To prepare bright eyed, bushy tailed young managers and indeed, young enterpreneurs eco or not, for the challenges that the business world has laid out for them, dramatic shifts in their education and training – as well as a new Hippocratic Oath will be necessary, say Rakesh Khurana and Nitin Nohria of Harvard’s Business School.
Bryan Gallagher already brought up the need to seriously shake up the undergraduate silos system to keep up with business reality and demand for corporate environmental and social responsibility (CESR) leaders.
Khurana and Nohria want it to happen at the MBA level.
They vie for business school CESR embedded — not ghettoized from the rest of the curriculum — courses that go beyond the old school market logic that dominates so many MBA curriculums. They also support the need to get rid of the misleading idea that management is to practice slavish devotion to the needs of its shareholders.

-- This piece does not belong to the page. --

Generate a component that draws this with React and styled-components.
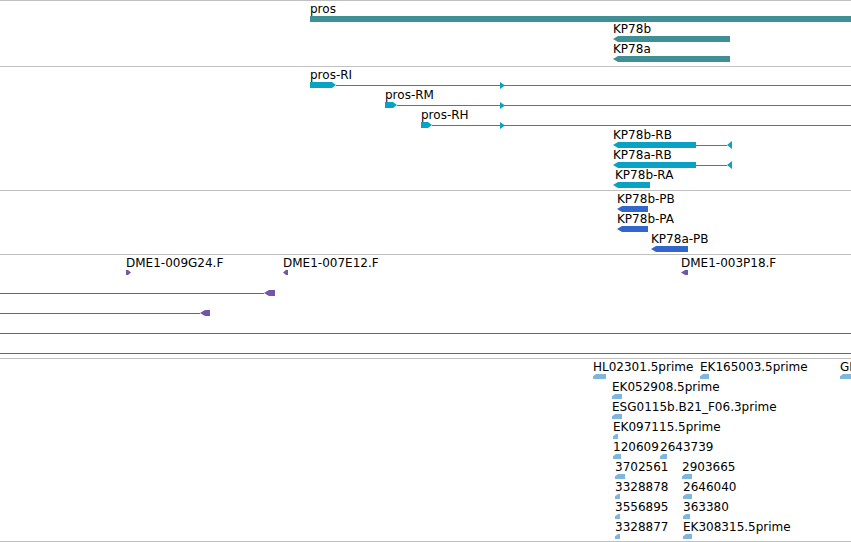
import styled, { createGlobalStyle } from "styled-components";

const GlobalStyle = createGlobalStyle`
  html, body {
    margin: 0;
    padding: 0;
    background: #ffffff;
  }
  body {
    font-family: "DejaVu Sans", Verdana, sans-serif;
  }
`;

const ROW = 20;

const COLORS = {
  gene: "#408f94",
  transcript: "#0aa2c4",
  transcriptLine: "#1a8fae",
  protein: "#3366cc",
  clone: "#7356a6",
  est: "#7fb6dd",
};

const SHAPES = {
  flat: "none",
  left: "polygon(0 50%, 5px 0, 100% 0, 100% 100%, 5px 100%)",
  right: "polygon(0 0, calc(100% - 4px) 0, 100% 50%, calc(100% - 4px) 100%, 0 100%)",
  est: "polygon(0 45%, 3px 0, 100% 0, 100% 100%, 0 100%)",
  triLeft: "polygon(0 50%, 100% 0, 100% 100%)",
  triRight: "polygon(0 0, 100% 50%, 0 100%)",
  flagLeft: "polygon(0 50%, 60% 0, 100% 0, 100% 100%, 60% 100%)",
  flagRight: "polygon(0 0, 40% 0, 100% 50%, 40% 100%, 0 100%)",
};

const Browser = styled.div`
  width: 851px;
  overflow: hidden;
  display: flex;
  flex-direction: column;
`;

const Track = styled.section`
  position: relative;
  height: ${(p) => p.$height}px;
  border-top: 1px solid #c0c0c0;
  overflow: hidden;

  &:last-child {
    border-bottom: 1px solid #c0c0c0;
  }
`;

const Feature = styled.div`
  position: absolute;
  left: ${(p) => p.$x}px;
  top: ${(p) => 1 + p.$row * ROW}px;
  display: flex;
  flex-direction: column;
  align-items: flex-start;
`;

const Label = styled.span`
  display: block;
  height: 14px;
  margin-left: ${(p) => p.$dx || 0}px;
  font-size: 12px;
  line-height: 14px;
  color: #000000;
  white-space: nowrap;
`;

const Glyph = styled.div`
  position: relative;
  display: flex;
  align-items: flex-start;
  height: 7px;
`;

const Block = styled.div`
  flex: none;
  width: ${(p) => p.$w}px;
  height: ${(p) => p.$h}px;
  background: ${(p) => p.$color};
  clip-path: ${(p) => SHAPES[p.$shape]};
`;

const Intron = styled.div`
  flex: none;
  width: ${(p) => p.$w}px;
  height: 1px;
  margin-top: 3px;
  background: ${(p) => p.$color};
`;

const Marker = styled.div`
  position: absolute;
  left: ${(p) => p.$x}px;
  top: ${(p) => p.$top}px;
  width: 5px;
  height: ${(p) => p.$h}px;
  background: ${(p) => p.$color};
  clip-path: ${(p) => SHAPES[p.$shape]};
`;

const tracks = [
  {
    id: "genes",
    height: 65,
    color: COLORS.gene,
    features: [
      { row: 0, x: 310, label: "pros", parts: [{ w: 541 }] },
      { row: 1, x: 613, label: "KP78b", parts: [{ w: 117, shape: "left" }] },
      { row: 2, x: 613, label: "KP78a", parts: [{ w: 117, shape: "left" }] },
    ],
  },
  {
    id: "transcripts",
    height: 123,
    color: COLORS.transcript,
    line: COLORS.transcriptLine,
    features: [
      {
        row: 0, x: 310, label: "pros-RI",
        parts: [{ w: 26, shape: "right" }, { w: 515, line: true }],
        markers: [{ x: 190, top: 0, h: 7, shape: "triRight" }],
      },
      {
        row: 1, x: 385, label: "pros-RM",
        parts: [{ w: 12, shape: "right" }, { w: 454, line: true }],
        markers: [{ x: 115, top: 0, h: 7, shape: "triRight" }],
      },
      {
        row: 2, x: 421, label: "pros-RH",
        parts: [{ w: 11, shape: "right" }, { w: 419, line: true }],
        markers: [{ x: 79, top: 0, h: 7, shape: "triRight" }],
      },
      {
        row: 3, x: 613, label: "KP78b-RB",
        parts: [{ w: 83, shape: "left" }, { w: 31, line: true }],
        markers: [{ x: 114, top: -1, h: 8, shape: "triLeft" }],
      },
      {
        row: 4, x: 613, label: "KP78a-RB",
        parts: [{ w: 83, shape: "left" }, { w: 31, line: true }],
        markers: [{ x: 114, top: -1, h: 8, shape: "triLeft" }],
      },
      { row: 5, x: 613, label: "KP78b-RA", dx: 2, parts: [{ w: 37, shape: "left" }] },
    ],
  },
  {
    id: "proteins",
    height: 63,
    color: COLORS.protein,
    features: [
      { row: 0, x: 617, label: "KP78b-PB", parts: [{ w: 31, shape: "left" }] },
      { row: 1, x: 617, label: "KP78b-PA", parts: [{ w: 31, shape: "left" }] },
      { row: 2, x: 651, label: "KP78a-PB", parts: [{ w: 37, shape: "left" }] },
    ],
  },
  {
    id: "clones",
    height: 103,
    color: COLORS.clone,
    features: [
      { row: 0, x: 126, label: "DME1-009G24.F", parts: [{ w: 5, h: 5, shape: "flagRight" }] },
      { row: 0, x: 283, label: "DME1-007E12.F", parts: [{ w: 5, h: 5, shape: "flagLeft" }] },
      { row: 0, x: 681, label: "DME1-003P18.F", parts: [{ w: 7, h: 5, shape: "flagLeft" }] },
      { row: 1, x: 0, parts: [{ w: 264, line: true }, { w: 11, shape: "left" }] },
      { row: 2, x: 0, parts: [{ w: 200, line: true }, { w: 10, shape: "left" }] },
      { row: 3, x: 0, parts: [{ w: 851, line: true }] },
      { row: 4, x: 0, parts: [{ w: 851, line: true }] },
    ],
  },
  {
    id: "ests",
    height: 182,
    color: COLORS.est,
    features: [
      { row: 0, x: 593, label: "HL02301.5prime", est: 13 },
      { row: 0, x: 700, label: "EK165003.5prime", est: 9 },
      { row: 0, x: 840, label: "GH01001.5prime", est: 11 },
      { row: 1, x: 612, label: "EK052908.5prime", est: 10 },
      { row: 2, x: 612, label: "ESG0115b.B21_F06.3prime", est: 10 },
      { row: 3, x: 613, label: "EK097115.5prime", est: 5 },
      { row: 4, x: 613, label: "120609", est: 8 },
      { row: 4, x: 660, label: "2643739", est: 7 },
      { row: 5, x: 615, label: "3702561", est: 10 },
      { row: 5, x: 682, label: "2903665", est: 10 },
      { row: 6, x: 615, label: "3328878", est: 5 },
      { row: 6, x: 683, label: "2646040", est: 9 },
      { row: 7, x: 615, label: "3556895", est: 5 },
      { row: 7, x: 683, label: "363380", est: 7 },
      { row: 8, x: 615, label: "3328877", est: 5 },
      { row: 8, x: 683, label: "EK308315.5prime", est: 9 },
    ],
  },
];

function partsOf(f) {
  if (f.est) return [{ w: f.est, h: 5, shape: "est" }];
  return f.parts;
}

function TrackFeature({ f, color, line }) {
  return (
    <Feature $x={f.x} $row={f.row}>
      <Label $dx={f.dx}>{f.label}</Label>
      <Glyph>
        {partsOf(f).map((p, i) =>
          p.line ? (
            <Intron key={i} $w={p.w} $color={line || color} />
          ) : (
            <Block
              key={i}
              $w={p.w}
              $h={p.h || 6}
              $shape={p.shape || "flat"}
              $color={color}
            />
          )
        )}
        {(f.markers || []).map((m, i) => (
          <Marker
            key={`m${i}`}
            $x={m.x}
            $top={m.top}
            $h={m.h}
            $shape={m.shape}
            $color={color}
          />
        ))}
      </Glyph>
    </Feature>
  );
}

export default function App() {
  return (
    <>
      <GlobalStyle />
      <Browser>
        {tracks.map((t) => (
          <Track key={t.id} $height={t.height}>
            {t.features.map((f, i) => (
              <TrackFeature key={i} f={f} color={t.color} line={t.line} />
            ))}
          </Track>
        ))}
      </Browser>
    </>
  );
}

“Management, in other words, will have to become more like the learned professions of medicine and law. Professions such as these are, at least in theory, characterized by an orientation to serving society–and they have something the profession of management does not have–a normative code or oath that encourages leaders to consider the broader implications of their actions.”
Yes, this sounds like the “been there, done that” of corporate codes of ethics at many organizations but no: Khurana and Nohria are calling for a global golden rule law that is as unassailable as a doctor’s oath is to a patient.
No it won’t be easy and executives will drag their feet until of course, some element of fear hits home.
“Perhaps the frightening and complex issue of climate change will serve as a wake up call for managers and business educators, spurring them to create their own code of conduct,” suggest Khurana and Nohria.